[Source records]
===============

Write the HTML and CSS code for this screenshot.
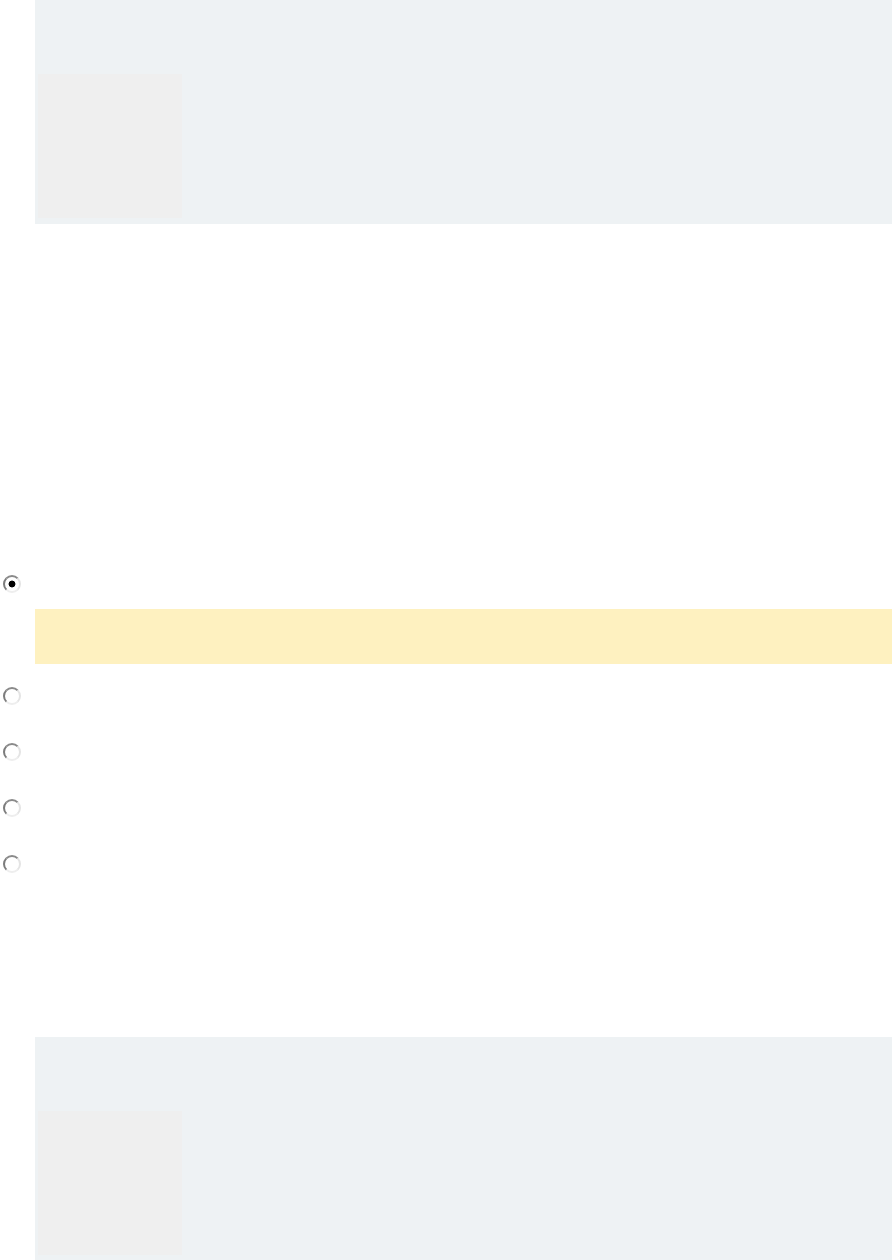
FILE: index.html
```html
<!DOCTYPE html>
<html lang="en">
<head>
<meta charset="utf-8">
<title>Options</title>
<link rel="stylesheet" href="styles.css">
</head>
<body>
  <div class="card">
    <div class="thumb"></div>
  </div>

  <form class="options">
    <div class="option">
      <input class="radio" type="radio" name="choice" checked>
    </div>
    <div class="note"></div>
    <div class="option option-first">
      <input class="radio" type="radio" name="choice">
    </div>
    <div class="option">
      <input class="radio" type="radio" name="choice">
    </div>
    <div class="option">
      <input class="radio" type="radio" name="choice">
    </div>
    <div class="option">
      <input class="radio" type="radio" name="choice">
    </div>
  </form>

  <div class="card card-bottom">
    <div class="thumb"></div>
  </div>
</body>
</html>
```
FILE: styles.css
```css
html, body {
  margin: 0;
  padding: 0;
  background: #ffffff;
  font-family: "Liberation Sans", Arial, sans-serif;
}

body {
  width: 892px;
  height: 1260px;
  overflow: hidden;
}

.card {
  margin-left: 35px;
  height: 224px;
  box-sizing: border-box;
  padding: 74px 0 6px 3px;
  background: #eef2f4;
}

.thumb {
  width: 144px;
  height: 144px;
  background: #efefef;
}

.options {
  display: flex;
  flex-direction: column;
  margin: 351px 0 0 0;
}

.option {
  display: flex;
  align-items: center;
  height: 18px;
  padding-left: 3px;
  margin-top: 38px;
}

.option:first-child {
  margin-top: 0;
}

.option-first {
  margin-top: 23px;
}

.note {
  margin: 16px 0 0 35px;
  height: 55px;
  background: #fef1c0;
}

.radio {
  appearance: none;
  -webkit-appearance: none;
  margin: 0;
  width: 18px;
  height: 18px;
  box-sizing: border-box;
  border-radius: 50%;
  border: 2px solid;
  border-color: #8a8a8a #e4e4e4 #eeeeee #7c7c7c;
  background: #ffffff;
}

.radio:checked {
  background: radial-gradient(circle, #000000 0 3px, #ffffff 3.8px);
}

.card-bottom {
  margin-top: 164px;
}
```
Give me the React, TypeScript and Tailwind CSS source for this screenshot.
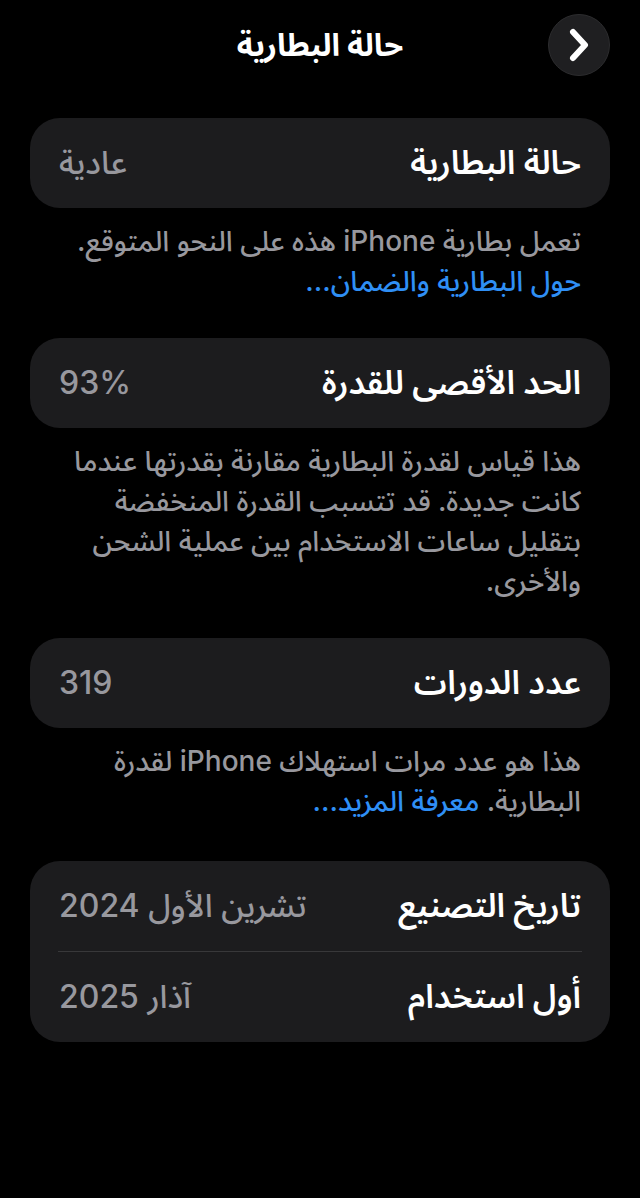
import React from 'react';

const font = {
  fontFamily: 'Inter, "Noto Sans Arabic", "DejaVu Sans", sans-serif',
};

type RowProps = { label: string; value: string };

const Row: React.FC<RowProps> = ({ label, value }) => (
  <div className="flex h-[90px] items-center justify-between px-[29px]">
    <span className="text-[33px] font-semibold text-white">{label}</span>
    <span className="text-[32px] font-medium text-[#98989e]">{value}</span>
  </div>
);

const Footer: React.FC<{ children: React.ReactNode }> = ({ children }) => (
  <div className="whitespace-nowrap pb-[37px] pl-[20px] pr-[59px] pt-[13px] text-[28px] font-medium leading-[40px] text-[#98989e]">
    {children}
  </div>
);

const Link: React.FC<{ children: React.ReactNode }> = ({ children }) => (
  <span className="font-medium text-[#2f8ff5]">{children}</span>
);

export default function App() {
  return (
    <div dir="rtl" className="min-h-[1198px] w-[640px] overflow-hidden bg-black" style={font}>
      <div className="grid h-[118px] grid-cols-[1fr_auto_1fr] items-start pt-[14px]">
        <div className="flex justify-start pr-[30px]">
          <button className="flex h-[62px] w-[62px] items-center justify-center rounded-full border border-[#2c2c2e] bg-[#1f1f21]">
            <svg width="30" height="38" viewBox="0 0 30 38" fill="none" className="ml-[-2px]">
              <path
                d="M10 6 L22 19 L10 32"
                stroke="white"
                strokeWidth="6"
                strokeLinecap="round"
                strokeLinejoin="round"
              />
            </svg>
          </button>
        </div>
        <h1 className="mt-[8px] text-[31px] font-bold text-white">حالة البطارية</h1>
        <div />
      </div>

      <div className="mx-[30px] rounded-[30px] bg-[#1c1c1e]">
        <Row label="حالة البطارية" value="عادية" />
      </div>
      <Footer>
        تعمل بطارية iPhone هذه على النحو المتوقع.
        <br />
        <Link>حول البطارية والضمان...</Link>
      </Footer>

      <div className="mx-[30px] rounded-[30px] bg-[#1c1c1e]">
        <Row label="الحد الأقصى للقدرة" value="93%" />
      </div>
      <Footer>
        هذا قياس لقدرة البطارية مقارنة بقدرتها عندما
        <br />
        كانت جديدة. قد تتسبب القدرة المنخفضة
        <br />
        بتقليل ساعات الاستخدام بين عملية الشحن
        <br />
        والأخرى.
      </Footer>

      <div className="mx-[30px] rounded-[30px] bg-[#1c1c1e]">
        <Row label="عدد الدورات" value="319" />
      </div>
      <Footer>
        هذا هو عدد مرات استهلاك iPhone لقدرة
        <br />
        البطارية. <Link>معرفة المزيد...</Link>
      </Footer>

      <div className="mx-[30px] mt-[3px] rounded-[30px] bg-[#1c1c1e]">
        <Row label="تاريخ التصنيع" value="تشرين الأول 2024" />
        <div className="mx-[28px] h-px bg-[#38383a]" />
        <Row label="أول استخدام" value="آذار 2025" />
      </div>
    </div>
  );
}
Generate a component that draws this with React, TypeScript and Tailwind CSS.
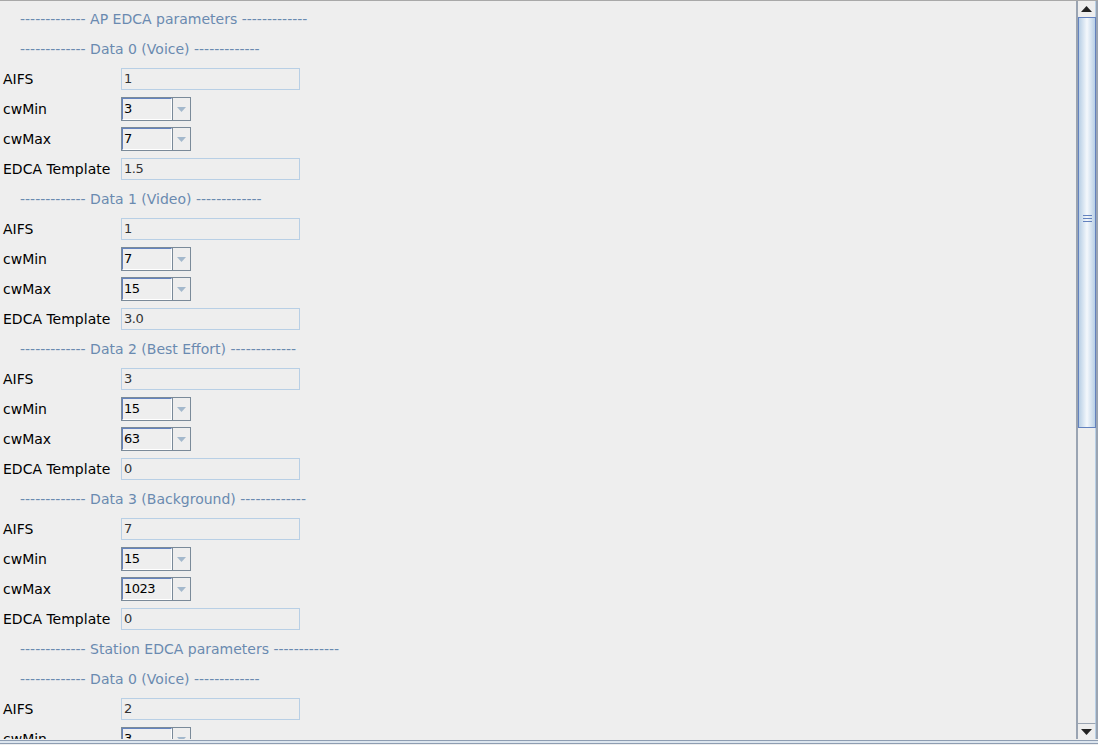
import React from 'react'

type Row =
	| { kind: 'header'; text: string }
	| { kind: 'field'; label: string; value: string }
	| { kind: 'combo'; label: string; value: string }

const dashes = '-------------'

function section(name: string, aifs: string, min: string, max: string, tpl: string): Row[] {
	return [
		{ kind: 'header', text: `${dashes} ${name} ${dashes}` },
		{ kind: 'field', label: 'AIFS', value: aifs },
		{ kind: 'combo', label: 'cwMin', value: min },
		{ kind: 'combo', label: 'cwMax', value: max },
		{ kind: 'field', label: 'EDCA Template', value: tpl },
	]
}

const rows: Row[] = [
	{ kind: 'header', text: `${dashes} AP EDCA parameters ${dashes}` },
	...section('Data 0 (Voice)', '1', '3', '7', '1.5'),
	...section('Data 1 (Video)', '1', '7', '15', '3.0'),
	...section('Data 2 (Best Effort)', '3', '15', '63', '0'),
	...section('Data 3 (Background)', '7', '15', '1023', '0'),
	{ kind: 'header', text: `${dashes} Station EDCA parameters ${dashes}` },
	...section('Data 0 (Voice)', '2', '3', '7', '1.5'),
]

function TextField({ value }: { value: string }) {
	return (
		<div className="w-[179px] h-[22px] border border-[#b8cfe5] bg-[#eeeeee] flex items-center px-[2px] text-[13px] tracking-[-0.5px] text-[#333333]">
			{value}
		</div>
	)
}

function Combo({ value }: { value: string }) {
	return (
		<div className="w-[70px] h-[24px] border border-[#7a8a99] bg-[#eeeeee] flex">
			<div className="w-[50px] h-full border border-[#6382bf] border-b-white border-r-white flex items-center px-[1px] text-[13px] tracking-[-0.5px] text-black">
				{value}
			</div>
			<div className="flex-1 h-full border-l border-[#7a8a99] flex items-center justify-center">
				<svg width="9" height="5" viewBox="0 0 9 5">
					<path d="M0 0 H9 L4.5 5 Z" fill="#a3b8cc" />
				</svg>
			</div>
		</div>
	)
}

function ScrollBar() {
	return (
		<div className="w-[22px] h-full flex flex-col border-l-2 border-r-2 border-[#9aa4b2] bg-[#eeeeee]">
			<div className="h-[16px] flex items-center justify-center border-r border-[#b8cfe5]">
				<svg width="11" height="6" viewBox="0 0 11 6">
					<path d="M5.5 0 L11 6 H0 Z" fill="#222222" />
				</svg>
			</div>
			<div className="h-[411px] border border-[#6382bf] bg-gradient-to-r from-[#b8cfe5] via-[#f4f8fc] to-[#b8cfe5] flex items-center justify-center">
				<div className="flex flex-col gap-[2px] mb-[8px]">
					<div className="w-[9px] h-px bg-[#6382bf]" />
					<div className="w-[9px] h-px bg-[#6382bf]" />
					<div className="w-[9px] h-px bg-[#6382bf]" />
				</div>
			</div>
			<div className="flex-1 border-r border-[#b8cfe5]" />
			<div className="h-[16px] flex items-center justify-center border-t border-[#9aa4b2] border-r border-r-[#b8cfe5]">
				<svg width="11" height="6" viewBox="0 0 11 6">
					<path d="M0 0 H11 L5.5 6 Z" fill="#222222" />
				</svg>
			</div>
		</div>
	)
}

export default function App() {
	return (
		<div
			className="w-[1098px] h-[745px] bg-[#eeeeee] flex flex-col overflow-hidden text-[14px]"
			style={{ fontFamily: '"DejaVu Sans", sans-serif' }}
		>
			<div className="h-px bg-[#a8a8a8]" />
			<div className="h-[738px] flex">
				<div className="flex-1 overflow-hidden pt-[3px] pl-[3px]">
					{rows.map((row, i) =>
						row.kind === 'header' ? (
							<div key={i} className="h-[30px] flex items-center pl-[17px] text-[#6a8ab0]">
								{row.text}
							</div>
						) : (
							<div key={i} className="h-[30px] flex items-center">
								<div className="w-[118px] text-black pt-px">{row.label}</div>
								{row.kind === 'field' ? (
									<TextField value={row.value} />
								) : (
									<Combo value={row.value} />
								)}
							</div>
						)
					)}
				</div>
				<ScrollBar />
			</div>
			<div className="h-px bg-[#eeeeee]" />
			<div className="h-px bg-[#8e9db2]" />
			<div className="h-[2px] bg-[#dde6ef]" />
			<div className="h-px bg-[#8e9db2]" />
			<div className="flex-1 bg-[#eeeeee]" />
		</div>
	)
}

===============

▶ _EXERCISE DIRECTIONS_: Above are some records. Output exactly the lines from the one that contains "Generate a component" to the one that contains "const dashes = '-------------'", keeping both, and omit the pictures.

▶ _ANSWER BELOW_:
Generate a component that draws this with React, TypeScript and Tailwind CSS.
import React from 'react'

type Row =
	| { kind: 'header'; text: string }
	| { kind: 'field'; label: string; value: string }
	| { kind: 'combo'; label: string; value: string }

const dashes = '-------------'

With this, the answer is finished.